Graph 2 – the government's election manifesto pledges for public investment over this parliament are less than 10% of what is needed to achieve net zero emissions by 2050
Methodology: For the previous target (80 per cent reduction by 2050) researchers used Committee on Climate Change (CCC) figures. These had to be complemented with assumptions on the burden sharing between the treasury, business and the public. We followed CCC indications on this wherever possible.
It should also be noted that the estimates by CCC are average yearly costs between 2019 and 2050. As costs are assumed to decline over time, the CCC estimates likely constitute a lower bound in terms of what is needed as upfront spending in 2020. For the new target we also use figures from the CCC. But we slightly adjust these in four cases.
- First, in the transport sector we use Green Alliance et al (2019) figures as these better reflect the need to significantly improve public transport as well as cycling and walking infrastructure. The CCC estimates do not cover this as they only focus on cars, buses and heavy goods vehicles.

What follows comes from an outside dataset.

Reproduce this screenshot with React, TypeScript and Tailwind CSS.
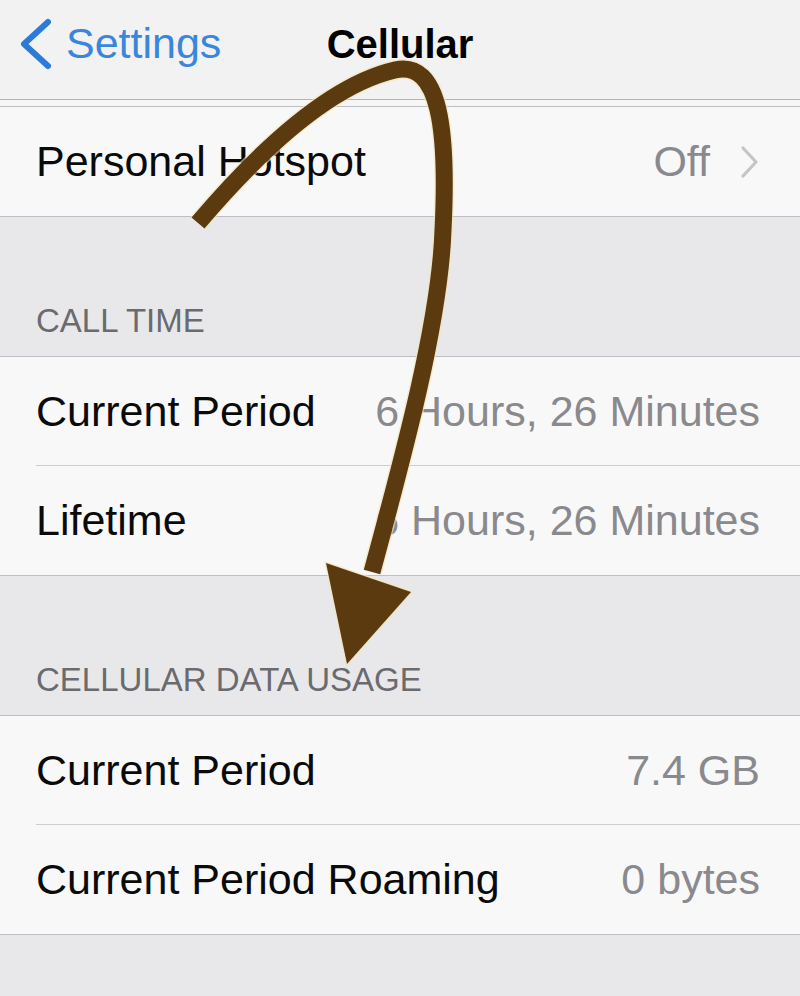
import React from "react";

function Row({
  label,
  value,
  chevron,
  last,
}: {
  label: string;
  value: string;
  chevron?: boolean;
  last?: boolean;
}) {
  return (
    <div className="pl-[36px]">
      <div
        className={
          "h-[109px] pr-[40px] flex items-center justify-between " +
          (last ? "" : "border-b border-[#cdcdd1]")
        }
      >
        <span className="text-[43px] text-[#0a0a0a] leading-none">{label}</span>
        <div className="flex items-center">
          <span className="text-[43px] text-[#89898e] leading-none">{value}</span>
          {chevron && (
            <svg width="20" height="34" viewBox="0 0 20 34" className="ml-[30px]">
              <path
                d="M3 3 L16 17 L3 31"
                fill="none"
                stroke="#c4c4c9"
                strokeWidth="3.2"
                strokeLinecap="round"
                strokeLinejoin="round"
              />
            </svg>
          )}
        </div>
      </div>
    </div>
  );
}

function Header({ title }: { title: string }) {
  return (
    <div className="h-[139px] flex items-end px-[36px] pb-[17px]">
      <span className="text-[33px] leading-[36px] text-[#6a6a6f]">{title}</span>
    </div>
  );
}

export default function App() {
  return (
    <div
      className="relative w-[800px] h-[996px] overflow-hidden bg-[#e8e8ea]"
      style={{ fontFamily: '"Liberation Sans", Arial, sans-serif' }}
    >
      {/* Nav bar */}
      <div className="h-[100px] bg-[#f2f2f2] border-b border-[#b4b4b6] grid grid-cols-[1fr_auto_1fr] items-center pb-[12px]">
        <div className="flex items-center pl-[18px]">
          <svg width="36" height="52" viewBox="0 0 36 52">
            <path
              d="M30 4 L6 26 L30 48"
              fill="none"
              stroke="#2c7bd9"
              strokeWidth="6"
              strokeLinecap="round"
              strokeLinejoin="round"
            />
          </svg>
          <span className="ml-[12px] text-[43px] leading-none text-[#3a86dc]">Settings</span>
        </div>
        <span className="text-[40px] font-bold leading-none text-black">Cellular</span>
        <div />
      </div>
      <div className="h-[6px] bg-[#f6f6f6]" />

      {/* Group 1 */}
      <div className="bg-[#f8f8f8] border-y border-[#bfbfc3]">
        <Row label="Personal Hotspot" value="Off" chevron last />
      </div>

      <Header title="CALL TIME" />
      <div className="bg-[#f8f8f8] border-y border-[#bfbfc3]">
        <Row label="Current Period" value="6 Hours, 26 Minutes" />
        <Row label="Lifetime" value="6 Hours, 26 Minutes" last />
      </div>

      <Header title="CELLULAR DATA USAGE" />
      <div className="bg-[#f8f8f8] border-y border-[#bfbfc3]">
        <Row label="Current Period" value="7.4 GB" />
        <Row label="Current Period Roaming" value="0 bytes" last />
      </div>

      {/* Annotation arrow overlay */}
      <svg
        className="absolute inset-0 pointer-events-none"
        width="800"
        height="996"
        viewBox="0 0 800 996"
      >
        <path
          d="M198 223 C260 150, 330 85, 395 70 C440 60, 448 130, 443 230 C440 320, 405 450, 372 572"
          fill="none"
          stroke="#f3e4b4"
          strokeWidth="20"
          strokeOpacity="0.6"
        />
        <polygon points="326,563 411,592 347,664" fill="#f3e4b4" fillOpacity="0.6" stroke="#f3e4b4" strokeOpacity="0.6" strokeWidth="3" />
        <path
          d="M198 223 C260 150, 330 85, 395 70 C440 60, 448 130, 443 230 C440 320, 405 450, 372 572"
          fill="none"
          stroke="#5b3a10"
          strokeWidth="17"
        />
        <polygon points="326,563 411,592 347,664" fill="#5b3a10" />
      </svg>
    </div>
  );
}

- Second, for agriculture and nature we too use Green Alliance et al (2019) figures as the CCC figures do not fully reflect the need to significantly investment in restoration of nature in order to counter biodiversity losses as outlined in IPPR’s work on environmental breakdown.
- Third, we include estimates for a Just Transition Fund. This is absolutely key to enable the transition and make it socially just. A faster transition will require a larger Just Transition Fund.
- Fourth, we adjusted the amount spend in the early 2020s on industry decarbonisation and Bio Energy and Carbon Capture and Storage (BECSS). This is because, as highlighted by the CCC, a framework for public support in these sectors needs to first be established before large-scale pubic investment can take place.